Un dernier dîner face à la baie. Les pitons karstiques se teintent de touches dorées, le ciel se pare de pourpre et, petit à petit, les étoiles et les lumières dansantes des chalutiers se mêlent sur la toile nocturne. Nous réalisons : dans moins de 24 heures, nous serons chez nous, le chauffage à fond, le métro, le boulot, les plats réchauffés. Pour encore quelques instants, profitons…

La nuit, la jungle s’anime, les animaux font la course sur le toit de paille. Au loin, un orage tropical éclate, les éclairs illuminent à intervalles réguliers la petite chambre. Blottis tous les trois sous la moustiquaire, à l’autre bout du monde, on ne s’est jamais autant senti en sécurité.
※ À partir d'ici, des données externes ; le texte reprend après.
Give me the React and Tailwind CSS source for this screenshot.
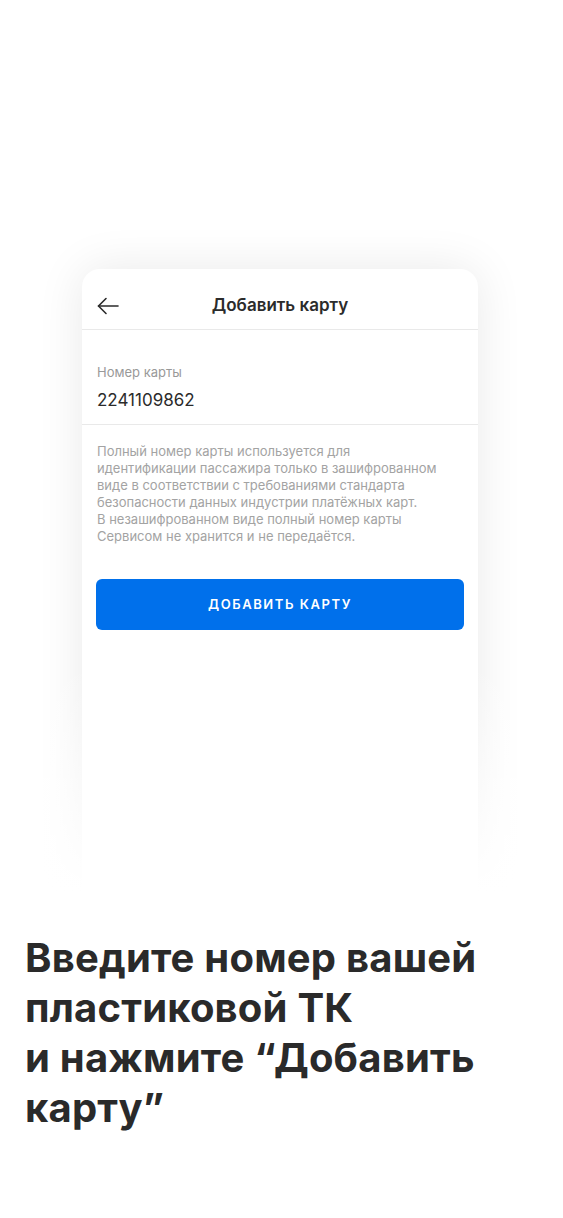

Le dernier jour apparaît dans l’aube matinale. Le temps a filé à toute vitesse, et déjà le retour parisien se dessine. Rebelote : bateau, aéroport de Phuket, escale à Bangkok. Nous dévalisons la boutique à souvenirs de l’hôtel où nous passons la nuit et un room service gourmet nous replonge dans la civilisation…

Après douze heures de vol, Romy-Jane bat des mains face au tapis roulant qui déverse nos valises dans le Hall 2 de l’aéroport Charles-de-Gaulle : “Bravooo !” De Bangkok à Paris, pas le temps pour la mélancolie.